Apalagi, lanjut HNW, salah satu tokoh Rizal Ramli juga mencurigai hal yang sama. Dan bahkan, memelesetkan MK sebagai Mahkamah Keluarga, dengan adanya Anwar Usman selaku Ketua MK sekaligus ipar dari Presiden Jokowi.
HNW menilai segala kecurigaan itu wajar terjadi, apalagi dalam keterangan pemerintah dan DPR pada sidang sebelumnya, tidak ada ketegasan dari pemerintah dan DPR untuk menolak uji materi ini. Padahal, lazimnya dalam persidangan uji materi, pemerintah dan DPR akan tegas menolak uji materi dan ‘fight’ mempertahankan UU yang dibuatnya.
“Itu semua harus dijawab oleh MK dengan menolak permohonan tersebut, dan tidak bersiasat dengan menambahkan norma baru yang bukan kewenangan MK,” ujarnya.
HNW menegaskan konsistensi dan Marwah MK harus ditegakkan, agar ketidakpercayaan masyarakat terhadap MK atau institusi peradilan dapat dikurangi.
“MK sebelumnya juga sudah berani menolak permohonan perpanjangan masa jabatan presiden dan perubahan sistem pemilu dari terbuka ke tertutup.

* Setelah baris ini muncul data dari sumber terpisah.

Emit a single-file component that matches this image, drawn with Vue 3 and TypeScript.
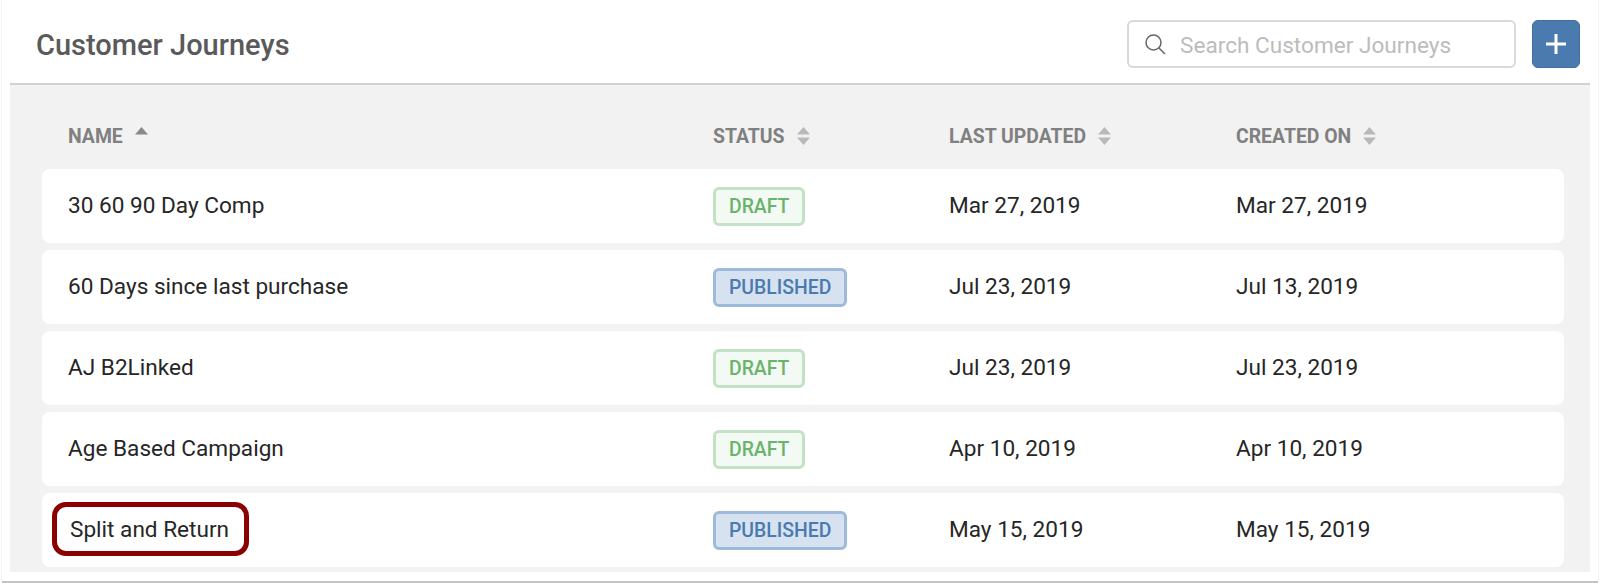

Walau dalam beberapa putusan lainnya, seperti uji formil UU Ciptaker atau uji materi UU IKN, masih berpihak kepada pemerintah dan DPR,” tukasnya.
Para hakim MK diminta menunjukkan bahwa mereka memang negarawanan sebagaimana syarat untuk menjadi hakim MK, dan menjaga institusi dengan tetap konsisten dan tidak terpengaruh terhadap sosok tertentu dalam mengadili perkara.
Kemudian, lanjutnya, MK juga penting menjadi bagian dari yang mensukseskan proses menuju Pemilu sesuai ketentuan konstitusi, yaitu pemilu yang antara lain bersifat jujur dan adil, dengan menolak judicial review terkait usia Bacapres/bacawapres.
"Agar terkoreksi kegaduhan politik, agar semua pihak fokus mensukseskan Pemilu termasuk Pilpres yang sudah sesuai dengan peraturan perundangan yang jauh-jauh hari sudah disepakati oleh Pemerintah, DPR, KPU dan Bawaslu," tandasnya.